Well we have been speaking out. The Energy Report has long warned that the market was overestimating shale's ability to replace more traditional jects. Years ago, we warned that the market was underestimating shales potential impact and in recent years we warned that the market was overestimating shales ability to replace traditional energy portion. We warned that shales large decline rate and its logistics and the independent nature of the producers would make it impossible for shale oil process to replace Saudi Arabia and OPEC’s role as swing producer. We also warned about the financial fragility of some of the producers. We also warned that we can’t trust in shale alone.

That is one reason why oil is soaring despite predictions by the International Energy Agency that the U.S. will see a shale production surge. The reality is that while production will rise, current production is not meeting demand. The market rallied hard on a report by Genscape that oil supply in Cushing Oklahoma continues to drain, by an additional 660,000 barrels in the last few days. That does not fit the bearish narrative. Global supplies are also draining at a time when you expect them to be rebuilding.
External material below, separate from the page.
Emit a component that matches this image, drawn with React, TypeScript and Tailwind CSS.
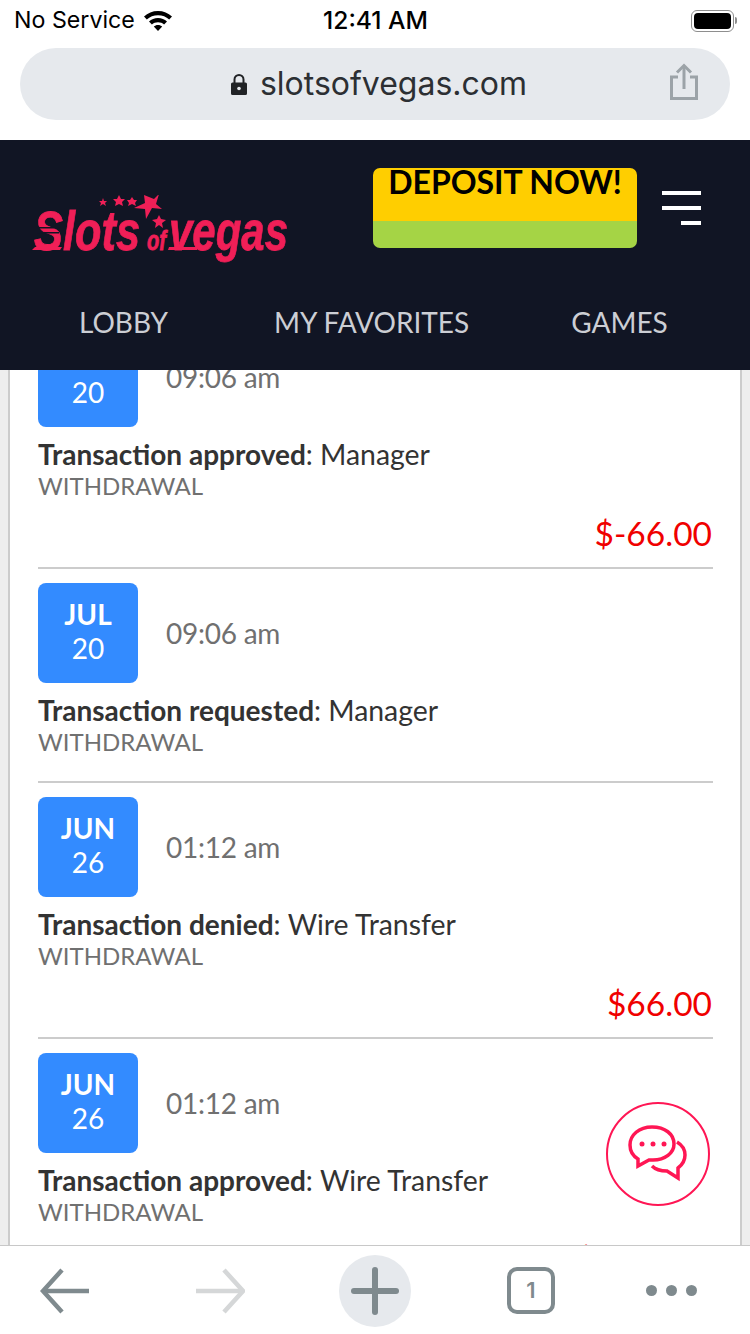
const transactions = [
  { month: "JUL", day: "20", time: "09:06 am", status: "Transaction approved", method: "Manager", amount: "$-66.00" },
  { month: "JUL", day: "20", time: "09:06 am", status: "Transaction requested", method: "Manager" },
  { month: "JUN", day: "26", time: "01:12 am", status: "Transaction denied", method: "Wire Transfer", amount: "$66.00" },
  { month: "JUN", day: "26", time: "01:12 am", status: "Transaction approved", method: "Wire Transfer", amount: "$-166.00" },
];

function StatusBar() {
  return (
    <div className="flex h-10 shrink-0 items-center justify-between pl-[14px] pr-[13px] pt-[1px] font-['Inter',sans-serif] text-[23.2px] text-black">
      <div className="flex w-[220px] items-center gap-[8px]">
        <span>No Service</span>
        <svg width="30" height="22" viewBox="0 0 30 22" fill="#000">
          <path d="M15 2C9.500 2 4.800 4 1 7.600l2.800 3C6.800 7.700 10.700 6.200 15 6.200s8.200 1.500 11.200 4.400l2.800-3C25.200 4 20.500 2 15 2z" />
          <path d="M15 9c-3.500 0-6.600 1.300-9 3.500l2.900 3c1.600-1.500 3.700-2.300 6.100-2.300s4.500.8 6.100 2.300l2.900-3C21.600 10.300 18.500 9 15 9z" />
          <path d="M15 16c-1.700 0-3.100.6-4.200 1.600L15 22l4.200-4.400C18.100 16.600 16.700 16 15 16z" />
        </svg>
      </div>
      <span className="text-[24.6px] font-medium">12:41 AM</span>
      <div className="flex w-[220px] items-center justify-end">
        <div className="flex h-[22px] w-[43px] items-center rounded-[6px] border-[1.5px] border-[#8e8e8e] p-[2px]">
          <div className="h-full w-full rounded-[4px] bg-black" />
        </div>
        <div className="ml-[1px] h-[7px] w-[2px] rounded-r-sm bg-[#8e8e8e]" />
      </div>
    </div>
  );
}

function UrlBar() {
  return (
    <div className="h-[100px] shrink-0 px-5 pt-2">
      <div className="relative flex h-[72px] items-center justify-center rounded-full bg-[#e6e9ed] pl-2 font-['Inter',sans-serif] text-[#2c2f33]">
        <svg width="16" height="21" viewBox="0 0 16 21" fill="#212326" className="mr-[13px]">
          <path d="M1.500 8.500h13A1.500 1.500 0 0 1 16 10v9.500a1.500 1.500 0 0 1-1.500 1.500h-13A1.500 1.500 0 0 1 0 19.500V10a1.500 1.500 0 0 1 1.500-1.500z" />
          <path d="M3.500 9V5.500a4.500 4.500 0 0 1 9 0V9" fill="none" stroke="#212326" strokeWidth="2" />
          <circle cx="8" cy="14.500" r="1.800" fill="#e6e9ed" />
        </svg>
        <span className="text-[32px] leading-none">slotsofvegas.com</span>
        <svg width="30" height="38" viewBox="0 0 30 38" fill="none" stroke="#9ca3a8" strokeWidth="3" className="absolute right-[31px] top-[15px]">
          <path d="M9 14H2.500v21.500h25V14H21" />
          <path d="M15 26V3" />
          <path d="M8 9.500 15 2.500l7 7" />
        </svg>
      </div>
    </div>
  );
}

function Logo() {
  return (
    <svg width="260" height="76" viewBox="0 0 260 76" fill="#f01f57" className="mt-[55px] shrink-0">
      <polygon points="71,3 72,6 75,6 73,8 74,11 71,9 68,11 69,8 67,6 70,6" />
      <polygon points="87,0 89,4 93,4 90,7 91,11 87,9 83,11 84,7 81,4 85,4" />
      <polygon points="100,2 102,5 105,5 103,8 104,11 100,9 96,11 97,8 95,5 98,5" />
      <polygon points="112,0 122,4 127,-1 124,9 130,14 120,13 114,24 113,14 102,13 113,8" />
      <polygon points="127,20 129,24 134,25 130,28 131,33 127,30 123,33 124,28 120,25 125,24" />
      <g fontFamily="'Liberation Sans',sans-serif" fontWeight="700" fontStyle="italic" stroke="#f01f57" strokeWidth="0.8">
        <text x="2" y="55" fontSize="56" textLength="106" lengthAdjust="spacingAndGlyphs">Slots</text>
        <text x="115" y="55" fontSize="27" textLength="19" lengthAdjust="spacingAndGlyphs">of</text>
        <text x="137" y="55" fontSize="56" textLength="119" lengthAdjust="spacingAndGlyphs">vegas</text>
      </g>
      <polygon points="0,55 28,55 30,52 3,52" />
      <polygon points="136,55 165,55 166,52 137,52" />
      <rect x="5" y="32" width="22" height="1.500" fill="#111524" />
      <rect x="5" y="37" width="22" height="1.500" fill="#111524" />
    </svg>
  );
}

function Header() {
  return (
    <header className="h-[230px] shrink-0 bg-[#111524] font-['Lato',sans-serif]">
      <div className="flex h-[150px] items-start pl-8 pr-[49px]">
        <Logo />
        <div className="ml-[81px] mt-7 flex h-20 w-[264px] shrink-0 flex-col">
          <div className="h-[53px] rounded-t-[7px] bg-[#ffce00] text-center text-[32px] font-bold leading-[28px] tracking-[-0.05px] text-black">
            DEPOSIT NOW!
          </div>
          <div className="h-[27px] rounded-b-[7px] bg-[#a5d445]" />
        </div>
        <div className="ml-[25px] mt-[51px] flex w-[39px] shrink-0 flex-col items-end gap-[11px]">
          <div className="h-1 w-full bg-white" />
          <div className="h-1 w-full bg-white" />
          <div className="h-1 w-5 bg-white" />
        </div>
      </div>
      <nav className="flex items-center pl-[79px] pt-[13px] text-[28px] leading-[38px] text-[#ccced4]">
        <span>LOBBY</span>
        <span className="ml-[106px]">MY FAVORITES</span>
        <span className="ml-[102px]">GAMES</span>
      </nav>
    </header>
  );
}

type Transaction = (typeof transactions)[number];

function Row({ tx }: { tx: Transaction }) {
  return (
    <div className="border-b-2 border-[#cccccc] pt-[14px]">
      <div className="flex items-center">
        <div className="flex h-[100px] w-[100px] shrink-0 flex-col items-center justify-center rounded-[8px] bg-[#338bff] pb-1 text-[28px] leading-[34px] text-white">
          <span className="font-bold">{tx.month}</span>
          <span>{tx.day}</span>
        </div>
        <span className="ml-[28px] text-[28px] tracking-[-0.25px] text-[#707070]">{tx.time}</span>
      </div>
      <p className="mt-[10px] text-[28px] leading-[34px] text-[#333333]">
        <b className="font-bold">{tx.status}</b>: <span className="text-[28.4px]">{tx.method}</span>
      </p>
      <p className="text-[24px] leading-[30px] text-[#707070]">WITHDRAWAL</p>
      {tx.amount ? (
        <p className="mr-[1px] mt-[11px] h-[42px] text-right text-[33.5px] leading-[42px] text-[#f00000]">{tx.amount}</p>
      ) : null}
      <div className={tx.amount ? "h-[13px]" : "h-[24px]"} />
    </div>
  );
}

function ChatButton() {
  return (
    <button className="absolute left-[606px] top-[1102px] flex h-[104px] w-[104px] items-center justify-center rounded-full border-2 border-[#ff1654] bg-white">
      <svg width="60" height="58" viewBox="0 0 60 58" fill="none" stroke="#ff1654" strokeWidth="3.500" strokeLinejoin="miter">
        <path d="M24 2C11 2 2 10 2 20c0 6 3 11 8 14v7l11-6h4c12 0 21-7 21-16C46 9 37 2 24 2z" />
        <path d="M49 17c5 3 8 8 8 13 0 6-3 10-7 13v10l-11-7c-6 0-11-1-15-5" />
        <circle cx="14" cy="19" r="2.500" fill="#ff1654" stroke="none" />
        <circle cx="25" cy="19" r="2.500" fill="#ff1654" stroke="none" />
        <circle cx="36" cy="19" r="2.500" fill="#ff1654" stroke="none" />
      </svg>
    </button>
  );
}

function Toolbar() {
  return (
    <footer className="flex h-[89px] shrink-0 items-center border-t border-[#c8c8c8] bg-white pl-[40px] pt-[1px]">
      <svg width="50" height="46" viewBox="0 0 50 46" fill="none" stroke="#7f8a8e" strokeWidth="4.500">
        <path d="M3 23h46" />
        <path d="M22 2 3 23l19 21" />
      </svg>
      <svg width="50" height="46" viewBox="0 0 50 46" fill="none" stroke="#d5d7d8" strokeWidth="4.500" className="ml-[105px]">
        <path d="M1 23h47" />
        <path d="M29 2l19 21-19 21" />
      </svg>
      <div className="ml-[94px] flex h-[72px] w-[72px] items-center justify-center rounded-full bg-[#e6e9ed]">
        <svg width="48" height="48" viewBox="0 0 48 48" fill="none" stroke="#7f8a8e" strokeWidth="6" strokeLinecap="round">
          <path d="M3 24h42" />
          <path d="M24 3v42" />
        </svg>
      </div>
      <div className="ml-[96px] flex h-[47px] w-[48px] items-center justify-center rounded-[10px] border-[4px] border-[#7f8a8e] font-['Inter',sans-serif] text-[22px] font-semibold text-[#7f8a8e]">
        1
      </div>
      <div className="ml-[91px] flex items-center gap-[9px]">
        <div className="h-[11px] w-[11px] rounded-full bg-[#7f8a8e]" />
        <div className="h-[11px] w-[11px] rounded-full bg-[#7f8a8e]" />
        <div className="h-[11px] w-[11px] rounded-full bg-[#7f8a8e]" />
      </div>
    </footer>
  );
}

export default function App() {
  return (
    <div className="relative flex h-[1334px] w-[750px] flex-col overflow-hidden bg-white">
      <StatusBar />
      <UrlBar />
      <Header />
      <main className="min-h-0 flex-1 overflow-hidden bg-[#eeeeee] px-2 font-['Lato',sans-serif]">
        <div className="-mt-[57px] border-x-2 border-[#cccccc] bg-white pl-[28px] pr-[27px]">
          {transactions.map((tx) => (
            <Row key={tx.status + tx.method} tx={tx} />
          ))}
        </div>
      </main>
      <Toolbar />
      <ChatButton />
    </div>
  );
}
You see when oil did that double dip in 2015, many thought is was because of shale and the glut. It was because many hedge funds did not understand the fundametals. They believed the lower for longer mantra or that somehow shale oil would learn to love oil in the twenties and prosper. Instead we were sowing the seeds of the most significant bottom in oil in a generation. Now, many are starting to see what we saw back then and that is why oil is doing as well as it is now.